## START DATA BLOCK

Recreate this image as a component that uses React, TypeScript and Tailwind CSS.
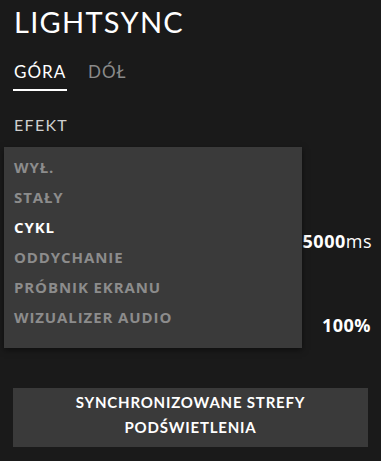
const items = ["WYŁ.", "STAŁY", "CYKL", "ODDYCHANIE", "PRÓBNIK EKRANU", "WIZUALIZER AUDIO"];

export default function App() {
  return (
    <div className="w-[381px] h-[461px] bg-[#1a1a1a] text-white overflow-hidden font-['Lato','Open_Sans',sans-serif]">
      <div className="px-[14px] pt-[4px]">
        <h1 className="text-[29px] leading-[36px] tracking-[1.3px] font-normal">LIGHTSYNC</h1>
        <div className="flex gap-[21px] mt-[22px]">
          <div className="flex flex-col">
            <span className="text-[17px] leading-[20px] tracking-[1px]">GÓRA</span>
            <span className="block h-[2px] bg-white mt-[7px] -ml-[1px] w-[54px]" />
          </div>
          <span className="text-[17px] leading-[20px] tracking-[1px] text-[#8a8a8a]">DÓŁ</span>
        </div>
        <div className="mt-[24px] text-[16px] leading-[20px] tracking-[1.3px] text-[#cfcfcf]">EFEKT</div>
      </div>

      <div className="relative mt-[12px] h-[230px]">
        <div className="flex justify-end px-[9px] pt-[82px] font-['Open_Sans',sans-serif] text-[18px] leading-[24px] tracking-[0.5px]">
          <span className="font-bold">5000</span>
          <span>ms</span>
        </div>
        <div className="flex justify-end px-[10px] mt-[60px] font-['Open_Sans',sans-serif] text-[18px] leading-[24px] tracking-[0.5px] font-bold">
          100%
        </div>

        <div className="absolute left-[4px] top-0 w-[298px] h-[201px] bg-[#3a3a3a] shadow-[0_2px_6px_rgba(0,0,0,0.5)] pt-[5px] font-['Open_Sans',sans-serif]">
          {items.map((it) => (
            <div
              key={it}
              className={`px-[10px] h-[30px] flex items-center text-[15px] font-bold tracking-[0.9px] ${
                it === "CYKL" ? "text-white" : "text-[#8c8c8c]"
              }`}
            >
              {it}
            </div>
          ))}
        </div>
      </div>

      <div className="px-[13px] mt-[11px]">
        <button className="w-full h-[59px] bg-[#3a3a3a] text-white text-[15px] leading-[25px] font-bold tracking-[0.8px] flex flex-col items-center justify-center pb-[6px]">
          <span>SYNCHRONIZOWANE STREFY</span>
          <span>PODŚWIETLENIA</span>
        </button>
      </div>
    </div>
  );
}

## END DATA BLOCK

WORK TO DO: Quote every line word for word and keep the images out of the copy.

TASK RESULT:
Recreate this image as a component that uses React, TypeScript and Tailwind CSS.
const items = ["WYŁ.", "STAŁY", "CYKL", "ODDYCHANIE", "PRÓBNIK EKRANU", "WIZUALIZER AUDIO"];

export default function App() {
  return (
    <div className="w-[381px] h-[461px] bg-[#1a1a1a] text-white overflow-hidden font-['Lato','Open_Sans',sans-serif]">
      <div className="px-[14px] pt-[4px]">
        <h1 className="text-[29px] leading-[36px] tracking-[1.3px] font-normal">LIGHTSYNC</h1>
        <div className="flex gap-[21px] mt-[22px]">
          <div className="flex flex-col">
            <span className="text-[17px] leading-[20px] tracking-[1px]">GÓRA</span>
            <span className="block h-[2px] bg-white mt-[7px] -ml-[1px] w-[54px]" />
          </div>
          <span className="text-[17px] leading-[20px] tracking-[1px] text-[#8a8a8a]">DÓŁ</span>
        </div>
        <div className="mt-[24px] text-[16px] leading-[20px] tracking-[1.3px] text-[#cfcfcf]">EFEKT</div>
      </div>

      <div className="relative mt-[12px] h-[230px]">
        <div className="flex justify-end px-[9px] pt-[82px] font-['Open_Sans',sans-serif] text-[18px] leading-[24px] tracking-[0.5px]">
          <span className="font-bold">5000</span>
          <span>ms</span>
        </div>
        <div className="flex justify-end px-[10px] mt-[60px] font-['Open_Sans',sans-serif] text-[18px] leading-[24px] tracking-[0.5px] font-bold">
          100%
        </div>

        <div className="absolute left-[4px] top-0 w-[298px] h-[201px] bg-[#3a3a3a] shadow-[0_2px_6px_rgba(0,0,0,0.5)] pt-[5px] font-['Open_Sans',sans-serif]">
          {items.map((it) => (
            <div
              key={it}
              className={`px-[10px] h-[30px] flex items-center text-[15px] font-bold tracking-[0.9px] ${
                it === "CYKL" ? "text-white" : "text-[#8c8c8c]"
              }`}
            >
              {it}
            </div>
          ))}
        </div>
      </div>

      <div className="px-[13px] mt-[11px]">
        <button className="w-full h-[59px] bg-[#3a3a3a] text-white text-[15px] leading-[25px] font-bold tracking-[0.8px] flex flex-col items-center justify-center pb-[6px]">
          <span>SYNCHRONIZOWANE STREFY</span>
          <span>PODŚWIETLENIA</span>
        </button>
      </div>
    </div>
  );
}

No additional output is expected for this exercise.